In my interview with Cal Newport he said that the emphasis on productivity tricks was problematic. It’s only part of the solution — and not the important part:
There’s this notion that productivity alone, if you could just get the system right, is going to give you a meaningful career. I think a big shift is happening in people’s thinking as they realize “No, no, productivity can’t do that for you.” It can’t help you crack the new theorem or the new big product. What it can do is help clear the deck so that you can then start the sort of hard work of building and applying skills that leads to the really valuable stuff.
We spend time wisely when we plan:
Preliminary analysis from CEOs in India found that a firm’s sales increased as the CEO worked more hours. But more intriguingly, the correlation between CEO time use and output was driven entirely by hours spent in planned activities. Planning doesn’t have to mean that the hours are spent in meetings, though meetings with employees were correlated with higher sales; it’s just that CEO time is a limited and valuable resource, and planning how it should be allocated increases the chances that it’s spent in productive ways.
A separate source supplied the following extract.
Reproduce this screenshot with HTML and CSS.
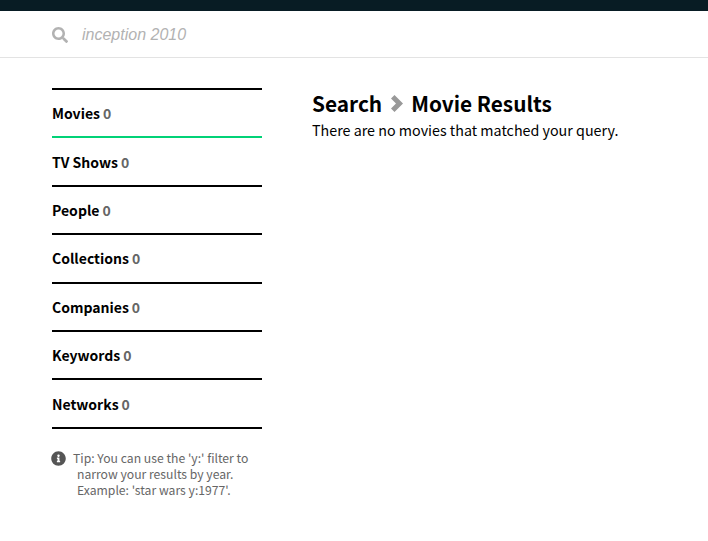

It’s even a good idea with your free time.
The only published study of the way chief executives actually spend their day has been made in Sweden by Professor Sune Carlsson. For several months Carlsson and his associates clocked with a stop watch the working day of twelve leading Swedish industrialists. They noted the time spent on conversations, conferences, visits, telephone calls and so forth. They found that not one of the twelve executives was ever able to work uninterruptedly more than twenty minutes at a time—at least not in the office. Only at home was there some chance of concentration. And the only one of the twelve who did not make important, long-range decisions “off the cuff,” and sandwiched in between unimportant but long telephone calls and “crisis” problems, was the executive who worked at home every morning for an hour and a half before coming to the office.
So what do you need to do?
Plan ahead and protect a period of time every day, probably in the morning, and use it to do the long term things that matter.